___ Material provided ___

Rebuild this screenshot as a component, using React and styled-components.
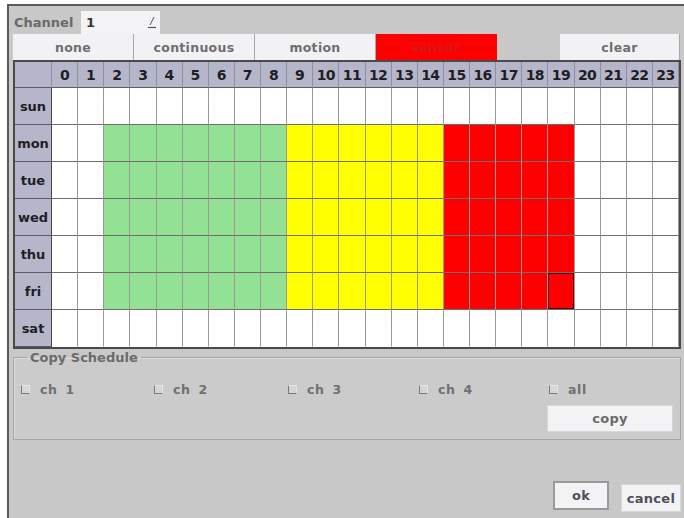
import React from 'react';
import styled, { createGlobalStyle } from 'styled-components';

const Global = createGlobalStyle`
    html, body {
        margin: 0;
        padding: 0;
        background: #ffffff;
    }
    body {
        font-family: 'DejaVu Sans', Verdana, sans-serif;
    }
`;

const Window = styled.div`
    margin: 4px 0 0 7px;
    width: 677px;
    height: 514px;
    box-sizing: border-box;
    border-left: 2px solid #5a5a5a;
    border-top: 2px solid #5a5a5a;
    background: #c8c8c8;
    padding: 4px 3px 0 4px;
    display: flex;
    flex-direction: column;
`;

const ChannelRow = styled.div`
    display: flex;
    align-items: center;
    height: 24px;
`;

const Label = styled.span`
    font-size: 13px;
    font-weight: bold;
    color: #6a6a6a;
    width: 67px;
    padding-left: 1px;
`;

const ChannelInput = styled.div`
    width: 79px;
    height: 23px;
    box-sizing: border-box;
    background: #f3f3f5;
    display: flex;
    align-items: center;
    justify-content: space-between;
    padding: 0 4px 0 5px;
    font-size: 13px;
    font-weight: bold;
    color: #333;
`;

const ModeRow = styled.div`
    display: flex;
    height: 26px;
`;

const ModeButton = styled.div`
    width: ${p => p.$w || 121}px;
    height: 26px;
    box-sizing: border-box;
    margin-left: ${p => p.$gap || 0}px;
    background: ${p => (p.$active ? '#ff0000' : '#f2f2f4')};
    border-right: 1px solid ${p => (p.$active ? '#ff0000' : '#a8a8a8')};
    display: flex;
    align-items: center;
    justify-content: center;
    font-size: 12.5px;
    font-weight: bold;
    letter-spacing: 0.3px;
    color: ${p => (p.$active ? '#d81818' : '#6e6e6e')};
`;

const Grid = styled.div`
    width: 668px;
    box-sizing: border-box;
    border: 2px solid #4a4a4a;
    display: grid;
    grid-template-columns: 37px repeat(24, 1fr);
    grid-template-rows: 26px repeat(7, 37px);
    background: #ffffff;
`;

const HeadCell = styled.div`
    background: ${p => (p.$light ? '#c3c3d3' : '#b6b6ca')};
    border-right: 1px solid #8e8e9e;
    border-bottom: 1px solid #5a5a66;
    display: flex;
    align-items: center;
    justify-content: center;
    font-size: 14px;
    font-weight: bold;
    letter-spacing: -0.6px;
    color: #1e1e24;
`;

const DayCell = styled(HeadCell)`
    font-size: 13px;
    letter-spacing: 0;
    border-right: 1px solid #4a4a4a;
`;

const Cell = styled.div`
    background: ${p => p.$color};
    border-right: 1px solid #9a9a9a;
    border-bottom: 1px solid ${p => (p.$last ? 'transparent' : '#6e6e6e')};
    box-shadow: ${p => (p.$selected ? 'inset 0 0 0 1px #5a0000' : 'none')};
`;

const CopyBox = styled.fieldset`
    margin: 1px 0 0;
    width: 668px;
    height: 90px;
    box-sizing: border-box;
    padding: 17px 0 0 7px;
    border: 1px solid #a6a6a6;
    box-shadow: inset 1px 1px 0 #dcdcdc;
    background: #cbcbcb;
`;

const Legend = styled.legend`
    font-size: 13px;
    font-weight: bold;
    color: #6a6a6a;
    padding: 0 3px;
    margin-left: 6px;
`;

const CheckRow = styled.div`
    display: flex;
`;

const CheckItem = styled.label`
    width: ${p => p.$w}px;
    display: flex;
    align-items: center;
    gap: 10px;
    font-size: 12.5px;
    font-weight: bold;
    letter-spacing: 0.6px;
    word-spacing: 3px;
    color: #707070;
`;

const Box = styled.span`
    width: 7px;
    height: 7px;
    background: #d6d6d6;
    border-left: 1px solid #7a7a7a;
    border-bottom: 1px solid #7a7a7a;
    border-top: 1px solid #e6e6e6;
    border-right: 1px solid #e6e6e6;
`;

const FieldBottom = styled.div`
    display: flex;
    justify-content: flex-end;
    padding: 8px 7px 0 0;
`;

const PlainButton = styled.div`
    width: ${p => p.$w}px;
    height: ${p => p.$h}px;
    margin-top: ${p => p.$top || 0}px;
    box-sizing: border-box;
    background: #f3f3f5;
    border: ${p => (p.$focus ? '2px solid #9a9a9a' : '1px solid #d8d8d8')};
    display: flex;
    align-items: center;
    justify-content: center;
    font-size: 13px;
    font-weight: bold;
    color: ${p => (p.$dark ? '#505058' : '#6a6a6a')};
    letter-spacing: 0.3px;
`;

const Footer = styled.div`
    display: flex;
    justify-content: flex-end;
    align-items: flex-start;
    gap: 12px;
    margin-top: 41px;
`;

const hours = Array.from({ length: 24 }, (_, i) => i);
const days = ['sun', 'mon', 'tue', 'wed', 'thu', 'fri', 'sat'];

const colorFor = (d, h) => {
    if (d < 1 || d > 5) return '#ffffff';
    if (h >= 2 && h <= 8) return '#93e293';
    if (h >= 9 && h <= 14) return '#ffff00';
    if (h >= 15 && h <= 19) return '#ff0000';
    return '#ffffff';
};

const DropIcon = () => (
    <svg width="8" height="14" viewBox="0 0 8 14">
        <line x1="2" y1="10" x2="6" y2="2" stroke="#555" strokeWidth="1" />
        <line x1="0" y1="12.5" x2="8" y2="12.5" stroke="#555" strokeWidth="1.2" />
    </svg>
);

export default () => {
    const checks = [
        { label: 'ch 1', w: 133 },
        { label: 'ch 2', w: 134 },
        { label: 'ch 3', w: 131 },
        { label: 'ch 4', w: 130 },
        { label: 'all', w: 100 },
    ];

    return (
        <>
            <Global />
            <Window>
                <ChannelRow>
                    <Label>Channel</Label>
                    <ChannelInput>
                        <span>1</span>
                        <DropIcon />
                    </ChannelInput>
                </ChannelRow>
                <ModeRow>
                    <ModeButton>none</ModeButton>
                    <ModeButton>continuous</ModeButton>
                    <ModeButton>motion</ModeButton>
                    <ModeButton $active>sensor</ModeButton>
                    <ModeButton $gap={63} $w={120}>clear</ModeButton>
                </ModeRow>
                <Grid>
                    <HeadCell />
                    {hours.map(h => (
                        <HeadCell key={h}>{h}</HeadCell>
                    ))}
                    {days.map((day, d) => (
                        <React.Fragment key={day}>
                            <DayCell>{day}</DayCell>
                            {hours.map(h => (
                                <Cell
                                    key={h}
                                    $color={colorFor(d, h)}
                                    $last={d === 6}
                                    $selected={d === 5 && h === 19}
                                />
                            ))}
                        </React.Fragment>
                    ))}
                </Grid>
                <CopyBox>
                    <Legend>Copy Schedule</Legend>
                    <CheckRow>
                        {checks.map(c => (
                            <CheckItem key={c.label} $w={c.w}>
                                <Box />
                                {c.label}
                            </CheckItem>
                        ))}
                    </CheckRow>
                    <FieldBottom>
                        <PlainButton $w={126} $h={27}>copy</PlainButton>
                    </FieldBottom>
                </CopyBox>
                <Footer>
                    <PlainButton $w={56} $h={29} $focus $dark>ok</PlainButton>
                    <PlainButton $w={60} $h={28} $top={3} $dark>cancel</PlainButton>
                </Footer>
            </Window>
        </>
    );
};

___

▶ [The problem]: Pictures are to be left out; repeat all the remaining data exactly.

▶ [Expected answer]:
Rebuild this screenshot as a component, using React and styled-components.
import React from 'react';
import styled, { createGlobalStyle } from 'styled-components';

const Global = createGlobalStyle`
    html, body {
        margin: 0;
        padding: 0;
        background: #ffffff;
    }
    body {
        font-family: 'DejaVu Sans', Verdana, sans-serif;
    }
`;

const Window = styled.div`
    margin: 4px 0 0 7px;
    width: 677px;
    height: 514px;
    box-sizing: border-box;
    border-left: 2px solid #5a5a5a;
    border-top: 2px solid #5a5a5a;
    background: #c8c8c8;
    padding: 4px 3px 0 4px;
    display: flex;
    flex-direction: column;
`;

const ChannelRow = styled.div`
    display: flex;
    align-items: center;
    height: 24px;
`;

const Label = styled.span`
    font-size: 13px;
    font-weight: bold;
    color: #6a6a6a;
    width: 67px;
    padding-left: 1px;
`;

const ChannelInput = styled.div`
    width: 79px;
    height: 23px;
    box-sizing: border-box;
    background: #f3f3f5;
    display: flex;
    align-items: center;
    justify-content: space-between;
    padding: 0 4px 0 5px;
    font-size: 13px;
    font-weight: bold;
    color: #333;
`;

const ModeRow = styled.div`
    display: flex;
    height: 26px;
`;

const ModeButton = styled.div`
    width: ${p => p.$w || 121}px;
    height: 26px;
    box-sizing: border-box;
    margin-left: ${p => p.$gap || 0}px;
    background: ${p => (p.$active ? '#ff0000' : '#f2f2f4')};
    border-right: 1px solid ${p => (p.$active ? '#ff0000' : '#a8a8a8')};
    display: flex;
    align-items: center;
    justify-content: center;
    font-size: 12.5px;
    font-weight: bold;
    letter-spacing: 0.3px;
    color: ${p => (p.$active ? '#d81818' : '#6e6e6e')};
`;

const Grid = styled.div`
    width: 668px;
    box-sizing: border-box;
    border: 2px solid #4a4a4a;
    display: grid;
    grid-template-columns: 37px repeat(24, 1fr);
    grid-template-rows: 26px repeat(7, 37px);
    background: #ffffff;
`;

const HeadCell = styled.div`
    background: ${p => (p.$light ? '#c3c3d3' : '#b6b6ca')};
    border-right: 1px solid #8e8e9e;
    border-bottom: 1px solid #5a5a66;
    display: flex;
    align-items: center;
    justify-content: center;
    font-size: 14px;
    font-weight: bold;
    letter-spacing: -0.6px;
    color: #1e1e24;
`;

const DayCell = styled(HeadCell)`
    font-size: 13px;
    letter-spacing: 0;
    border-right: 1px solid #4a4a4a;
`;

const Cell = styled.div`
    background: ${p => p.$color};
    border-right: 1px solid #9a9a9a;
    border-bottom: 1px solid ${p => (p.$last ? 'transparent' : '#6e6e6e')};
    box-shadow: ${p => (p.$selected ? 'inset 0 0 0 1px #5a0000' : 'none')};
`;

const CopyBox = styled.fieldset`
    margin: 1px 0 0;
    width: 668px;
    height: 90px;
    box-sizing: border-box;
    padding: 17px 0 0 7px;
    border: 1px solid #a6a6a6;
    box-shadow: inset 1px 1px 0 #dcdcdc;
    background: #cbcbcb;
`;

const Legend = styled.legend`
    font-size: 13px;
    font-weight: bold;
    color: #6a6a6a;
    padding: 0 3px;
    margin-left: 6px;
`;

const CheckRow = styled.div`
    display: flex;
`;

const CheckItem = styled.label`
    width: ${p => p.$w}px;
    display: flex;
    align-items: center;
    gap: 10px;
    font-size: 12.5px;
    font-weight: bold;
    letter-spacing: 0.6px;
    word-spacing: 3px;
    color: #707070;
`;

const Box = styled.span`
    width: 7px;
    height: 7px;
    background: #d6d6d6;
    border-left: 1px solid #7a7a7a;
    border-bottom: 1px solid #7a7a7a;
    border-top: 1px solid #e6e6e6;
    border-right: 1px solid #e6e6e6;
`;

const FieldBottom = styled.div`
    display: flex;
    justify-content: flex-end;
    padding: 8px 7px 0 0;
`;

const PlainButton = styled.div`
    width: ${p => p.$w}px;
    height: ${p => p.$h}px;
    margin-top: ${p => p.$top || 0}px;
    box-sizing: border-box;
    background: #f3f3f5;
    border: ${p => (p.$focus ? '2px solid #9a9a9a' : '1px solid #d8d8d8')};
    display: flex;
    align-items: center;
    justify-content: center;
    font-size: 13px;
    font-weight: bold;
    color: ${p => (p.$dark ? '#505058' : '#6a6a6a')};
    letter-spacing: 0.3px;
`;

const Footer = styled.div`
    display: flex;
    justify-content: flex-end;
    align-items: flex-start;
    gap: 12px;
    margin-top: 41px;
`;

const hours = Array.from({ length: 24 }, (_, i) => i);
const days = ['sun', 'mon', 'tue', 'wed', 'thu', 'fri', 'sat'];

const colorFor = (d, h) => {
    if (d < 1 || d > 5) return '#ffffff';
    if (h >= 2 && h <= 8) return '#93e293';
    if (h >= 9 && h <= 14) return '#ffff00';
    if (h >= 15 && h <= 19) return '#ff0000';
    return '#ffffff';
};

const DropIcon = () => (
    <svg width="8" height="14" viewBox="0 0 8 14">
        <line x1="2" y1="10" x2="6" y2="2" stroke="#555" strokeWidth="1" />
        <line x1="0" y1="12.5" x2="8" y2="12.5" stroke="#555" strokeWidth="1.2" />
    </svg>
);

export default () => {
    const checks = [
        { label: 'ch 1', w: 133 },
        { label: 'ch 2', w: 134 },
        { label: 'ch 3', w: 131 },
        { label: 'ch 4', w: 130 },
        { label: 'all', w: 100 },
    ];

    return (
        <>
            <Global />
            <Window>
                <ChannelRow>
                    <Label>Channel</Label>
                    <ChannelInput>
                        <span>1</span>
                        <DropIcon />
                    </ChannelInput>
                </ChannelRow>
                <ModeRow>
                    <ModeButton>none</ModeButton>
                    <ModeButton>continuous</ModeButton>
                    <ModeButton>motion</ModeButton>
                    <ModeButton $active>sensor</ModeButton>
                    <ModeButton $gap={63} $w={120}>clear</ModeButton>
                </ModeRow>
                <Grid>
                    <HeadCell />
                    {hours.map(h => (
                        <HeadCell key={h}>{h}</HeadCell>
                    ))}
                    {days.map((day, d) => (
                        <React.Fragment key={day}>
                            <DayCell>{day}</DayCell>
                            {hours.map(h => (
                                <Cell
                                    key={h}
                                    $color={colorFor(d, h)}
                                    $last={d === 6}
                                    $selected={d === 5 && h === 19}
                                />
                            ))}
                        </React.Fragment>
                    ))}
                </Grid>
                <CopyBox>
                    <Legend>Copy Schedule</Legend>
                    <CheckRow>
                        {checks.map(c => (
                            <CheckItem key={c.label} $w={c.w}>
                                <Box />
                                {c.label}
                            </CheckItem>
                        ))}
                    </CheckRow>
                    <FieldBottom>
                        <PlainButton $w={126} $h={27}>copy</PlainButton>
                    </FieldBottom>
                </CopyBox>
                <Footer>
                    <PlainButton $w={56} $h={29} $focus $dark>ok</PlainButton>
                    <PlainButton $w={60} $h={28} $top={3} $dark>cancel</PlainButton>
                </Footer>
            </Window>
        </>
    );
};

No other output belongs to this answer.